Hordes of teachers descended upon the Department for Education today to protest the government’s pay award snub to colleges.
More than 2,000 members of the National Education Union (NEU) working in sixth form colleges across the country walked out this afternoon in the first of three proposed days of striking.
Ministers and civil servants heard loud chants and speeches from a crowd of unionised teachers protesting outside the Department for Education’s headquarters calling for funding for the 5.5 per cent pay award to apply to the non-academised sixth form college sector.
Teachers gathered on the pavement opposite Sanctuary Buildings chanting, “What do we want? Fair pay. When do we want it? Now,” and loudly booed mentions of education secretary Bridget Phillipson and skills minister Jacqui Smith.
It marks the first national walk out by education staff since the general election.

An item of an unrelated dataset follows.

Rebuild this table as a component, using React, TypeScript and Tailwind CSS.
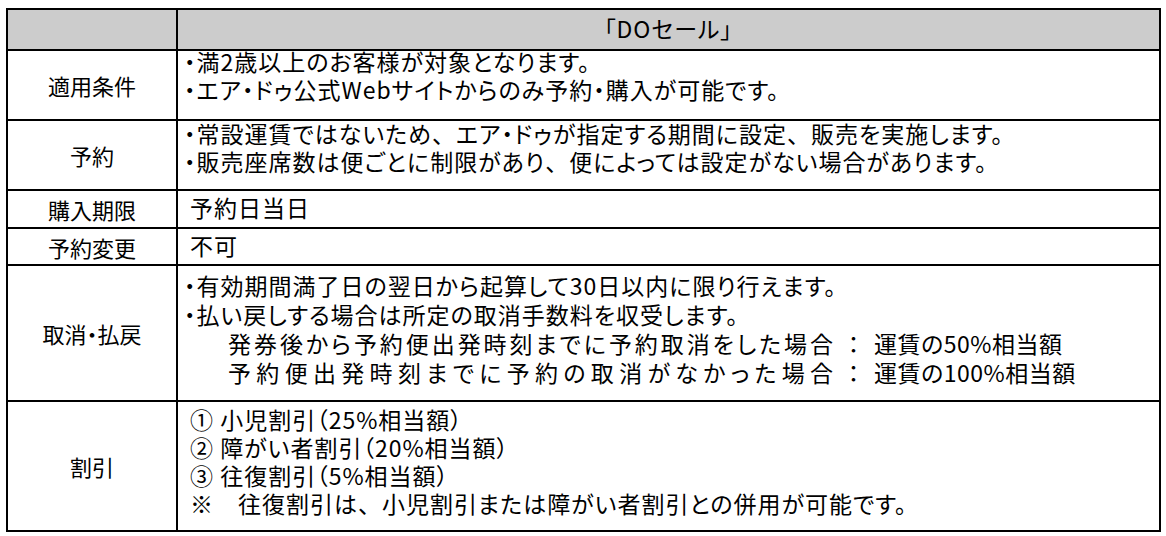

The strike stems from the summer announcement that schools and academised sixth form colleges would receive £1.2 billion to fund a 5.5 per cent pay rise for 2024/25. But standalone sixth form colleges and further education colleges would be excluded from the deal.
Government officials are under pressure from sixth form college bosses to U-turn on the decision after the Sixth Form Colleges Association (SFCA) launched a judicial review against DfE’s “sickening” decision.
Smith maintains she made the FE pay case “strongly” to the Treasury before the Autumn budget and agreed that FE and school teacher pay should match.
NEU members are set to strike again on December 3 and 4 if DfE does not resolve the dispute.
Daniel Kebede, NEU general secretary, said the strike could have been “easily averted”.
“It’s shameful that you are going into Christmas with 0 per cent as your pay award at the moment,” he told strikers.
He added: “It is small beer we are asking for. £15 million. That’s not what we’re asking for, that’s what the SFCA is asking for.”
NEU post-16 representative Duncan Blackie told the crowd that the sixth form sector faces becoming “two-tiered” if DfE does not settle the dispute soon.
“Colleges that are represented here will be emptied in years to come, because the pay difference [with schools] is so, so enormous,” he said.
He urged the SFCA and the Association of Colleges to tell colleges to pay the award, funded or not.
“Don’t mess about. We want the government to tell you to pay the money, but if they don’t, then pay the money. You can resolve this dispute as well,” he said.
Teachers told FE Week that their employers have empathised with workers over the snub.
“They’re just as frustrated as we are,” said Graham Childs, head of BTEC law at Peter Symonds College.
“They know that the SFCA want to make a pay award, but without the promise of extra money, the only way to do that will mean to make shortages elsewhere. We don’t want to see our pay rise funded by redundancies of other staff.”
‘We expected better of a Labour government’
Kebede added that the strike was also about reversing the “deep, severe” recruitment crisis in sixth form college sector.
“This is about turning the tide on a direction of travel that seeks to erode and privatise education,” he told the crowd.
Earlier this month, NEU achieved a 97 per cent vote in favour of striking from 32 of the 39 colleges balloted.
Sixth form teachers told FE Week they assumed the DfE originally made an error by excluding them but given it has not rectified the oversight, it could “potentially” be a tactic to force sixth form colleges to academise.
“That’s something even the Tories didn’t try to do,” Ian Morton, accounting teacher at WQE and Regent College in Leicester. “We just expected better of a Labour government. No Labour government worthy of the name performs actions like this.”
“It must be by design and it’s just really sickening,” Childs added.